The problem was that the timing wasn’t right. Wright had barely started attracting attention, having done a few short movies shot with a Super 8 camera and then with the very low budget feature film “A Fistful of Fingers.” There was loads of British TV before gaining notice in 2004 for “Shawn of the Dead.” But even with all of the praise for “Shawn,” Wright still didn’t feel confident to tackle a massive car chase movie that would play out to a very distinct soundtrack.

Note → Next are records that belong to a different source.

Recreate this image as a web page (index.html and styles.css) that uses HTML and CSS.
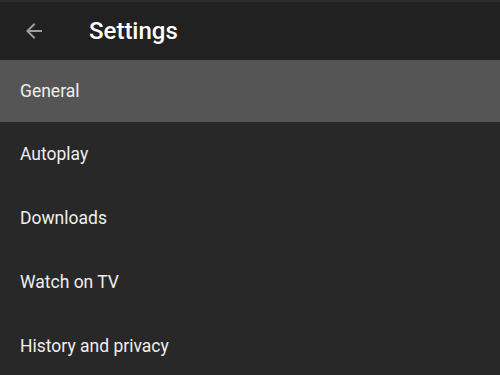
FILE: index.html
```html
<!DOCTYPE html>
<html lang="en">
<head>
    <meta charset="UTF-8">
    <title>Settings</title>
    <link rel="stylesheet" href="styles.css">
</head>
<body>
    <div class="app">
        <!-- Шапка -->
        <header class="top-bar">
            <button class="back-btn" aria-label="Back">
                <svg width="24" height="24" viewBox="0 0 24 24">
                    <path d="M20 11H7.83l5.59-5.59L12 4l-8 8 8 8 1.41-1.41L7.83 13H20v-2z" fill="#9e9e9e"/>
                </svg>
            </button>
            <h1 class="title">Settings</h1>
        </header>

        <!-- Список настроек -->
        <ul class="settings-list">
            <li class="settings-item active">General</li>
            <li class="settings-item">Autoplay</li>
            <li class="settings-item">Downloads</li>
            <li class="settings-item">Watch on TV</li>
            <li class="settings-item">History and privacy</li>
        </ul>
    </div>
</body>
</html>
```

FILE: styles.css
```css
/* Основные стили */
body {
    margin: 0;
    padding: 0;
    overflow: hidden;
    background-color: #282828;
    font-family: Roboto, 'Noto Sans', Arial, sans-serif;
}

.app {
    width: 500px;
    height: 375px;
    overflow: hidden;
}

/* Шапка */
.top-bar {
    height: 60px;
    display: flex;
    align-items: center;
    background-color: #212121;
    border-top: 2px solid #2c2c2c;
    box-sizing: border-box;
}

.back-btn {
    width: 24px;
    height: 24px;
    margin-left: 22px;
    padding: 0;
    border: none;
    background: none;
    display: flex;
}

.title {
    margin: 0 0 0 43px;
    font-size: 24px;
    font-weight: 500;
    color: #ffffff;
}

/* Список */
.settings-list {
    list-style: none;
    margin: 0;
    padding: 0;
}

.settings-item {
    height: 64px;
    display: flex;
    align-items: center;
    padding-left: 20px;
    font-size: 17.5px;
    color: #eeeeee;
}

.settings-item.active {
    height: 62px;
    background-color: #555555;
}
```
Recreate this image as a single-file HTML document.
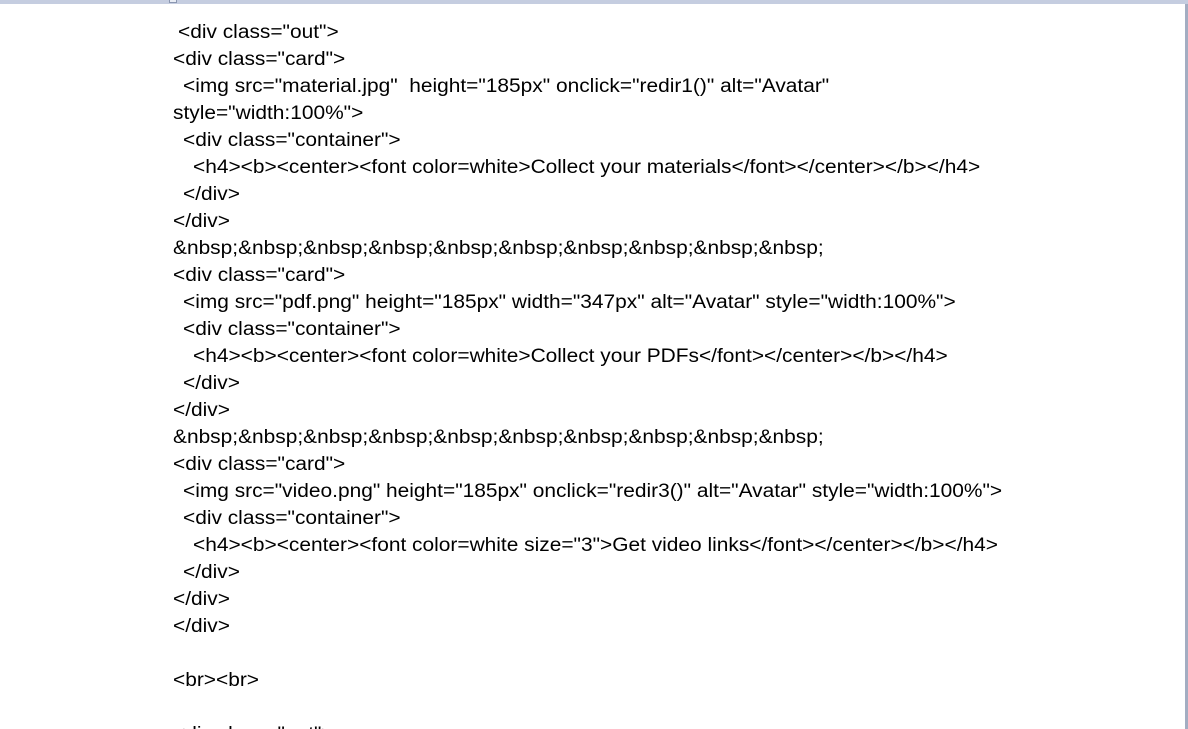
<!DOCTYPE html>
<html><head><meta charset="utf-8"><style>
html,body{margin:0;padding:0;background:#fff;width:1188px;height:729px;overflow:hidden;position:relative}
.top{position:absolute;left:0;top:0;width:1188px;height:4px;background:#c5cde0}
.mark{position:absolute;left:169px;top:0;width:6px;height:2px;border:1px solid #8a96b0;border-top:none;background:#e8ecf4}
.right{position:absolute;left:1185px;top:4px;width:3px;height:725px;background:#a3adc2}
.w{position:absolute;left:0;top:1px;width:1188px;height:729px}
.l{position:absolute;white-space:pre;font-family:"Liberation Sans",sans-serif;font-size:19px;line-height:27px;color:#000;transform:scaleX(1.10);transform-origin:0 0}
</style></head><body>
<div class="top"></div><div class="mark"></div><div class="right"></div>
<div class="w">
<div class="l" style="left:178px;top:18px">&lt;div class="out"&gt;</div>
<div class="l" style="left:173px;top:45px">&lt;div class="card"&gt;</div>
<div class="l" style="left:183px;top:72px">&lt;img src="material.jpg"  height="185px" onclick="redir1()" alt="Avatar"</div>
<div class="l" style="left:173px;top:99px">style="width:100%"&gt;</div>
<div class="l" style="left:183px;top:126px">&lt;div class="container"&gt;</div>
<div class="l" style="left:193px;top:153px">&lt;h4&gt;&lt;b&gt;&lt;center&gt;&lt;font color=white&gt;Collect your materials&lt;/font&gt;&lt;/center&gt;&lt;/b&gt;&lt;/h4&gt;</div>
<div class="l" style="left:183px;top:180px">&lt;/div&gt;</div>
<div class="l" style="left:173px;top:207px">&lt;/div&gt;</div>
<div class="l" style="left:173px;top:234px">&amp;nbsp;&amp;nbsp;&amp;nbsp;&amp;nbsp;&amp;nbsp;&amp;nbsp;&amp;nbsp;&amp;nbsp;&amp;nbsp;&amp;nbsp;</div>
<div class="l" style="left:173px;top:261px">&lt;div class="card"&gt;</div>
<div class="l" style="left:183px;top:288px">&lt;img src="pdf.png" height="185px" width="347px" alt="Avatar" style="width:100%"&gt;</div>
<div class="l" style="left:183px;top:315px">&lt;div class="container"&gt;</div>
<div class="l" style="left:193px;top:342px">&lt;h4&gt;&lt;b&gt;&lt;center&gt;&lt;font color=white&gt;Collect your PDFs&lt;/font&gt;&lt;/center&gt;&lt;/b&gt;&lt;/h4&gt;</div>
<div class="l" style="left:183px;top:369px">&lt;/div&gt;</div>
<div class="l" style="left:173px;top:396px">&lt;/div&gt;</div>
<div class="l" style="left:173px;top:423px">&amp;nbsp;&amp;nbsp;&amp;nbsp;&amp;nbsp;&amp;nbsp;&amp;nbsp;&amp;nbsp;&amp;nbsp;&amp;nbsp;&amp;nbsp;</div>
<div class="l" style="left:173px;top:450px">&lt;div class="card"&gt;</div>
<div class="l" style="left:183px;top:477px">&lt;img src="video.png" height="185px" onclick="redir3()" alt="Avatar" style="width:100%"&gt;</div>
<div class="l" style="left:183px;top:504px">&lt;div class="container"&gt;</div>
<div class="l" style="left:193px;top:531px">&lt;h4&gt;&lt;b&gt;&lt;center&gt;&lt;font color=white size="3"&gt;Get video links&lt;/font&gt;&lt;/center&gt;&lt;/b&gt;&lt;/h4&gt;</div>
<div class="l" style="left:183px;top:558px">&lt;/div&gt;</div>
<div class="l" style="left:173px;top:585px">&lt;/div&gt;</div>
<div class="l" style="left:173px;top:612px">&lt;/div&gt;</div>
<div class="l" style="left:173px;top:666px">&lt;br&gt;&lt;br&gt;</div>
<div class="l" style="left:173px;top:720px">&lt;div class="out"&gt;</div>
</div>
</body></html>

It took time but Wright finally got to take that musical spark and orchestrate a full movie. “Baby Driver” is a fast-driving, music-driven heist film built around a baby-faced driver (Ansel Elgort) and the crew of thugs put together by a mastermind known as Doc (Kevin Spacey). The film also stars Jamie Foxx, Jon Hamm and Eiza Gonzalez.

Their larcenous ways play out against a musical soundtrack that not only includes the Jon Spencer Blues Explosion tune but an eclectic mix of artists such as The Beach Boys, Beck, T. Rex, Blur, Barry White, Queen and Golden Earring.

The long wait to get the idea to the screen gave Wright plenty of time to figure out exactly which tunes would create the right rhythms for his film.

“When I started writing about 10 years ago, I had maybe eight or nine of the songs worked out,” Wright says. “I knew what those set pieces were going to be. I even made mixes with a DJ friend of mine, called Osymyso. We made these mixes where we put sound effects into the songs.

“When I finally started writing the rest of the movie, I would not write a scene until I found the right song.”

During that long span of getting the film made, the English writer/director decided he needed to get a feel of America. To do that he made a road trip from New York to Los Angeles and then from Los Angeles to Vancouver, B.C. What he saw sparked many people, placed and things in “Baby Driver” including the diner that was inspired by all of the roadside restaurants he stopped at while making his journey.

“Baby Driver” does continue Wright’s trademark of blending genres. In “Shawn of the Dead” it was horror mixed with comedy while “The World’s End” blended a buddy picture with science fiction. “Baby Driver” has all the trappings of a car chase film but by the final credits, Wright has morphed it into a sweet romance.

The mix and matching of film styles isn’t an overt action by Wright.

“It’s just something I do,” Wright says. “Maybe it’s because I make movies every three or four years apart, every one of them is like two movies in one. The original intention with ‘Baby Driver’ was that it was to be a car movie driven by music. It was going to be action and music together. Then the romantic part of it becomes a huge part of the narrative because it’s essentially about a guy in a dark and cynical world meeting somebody and aspiring to a regular life.”

Elgort, who had the task of playing the innocent-looking super driver who longs for that regular life, knew as soon as he signed on to the project, it would be special based on all of the work Wright has done over the years.

“The script was bursting off the page the same way the movie does,” Elgort says. “I remember immediately Edgar showing me a bunch of animatics, mini animated versions of the scenes we ended up doing. It was storyboards that were moving because he wanted to see them move with the music.”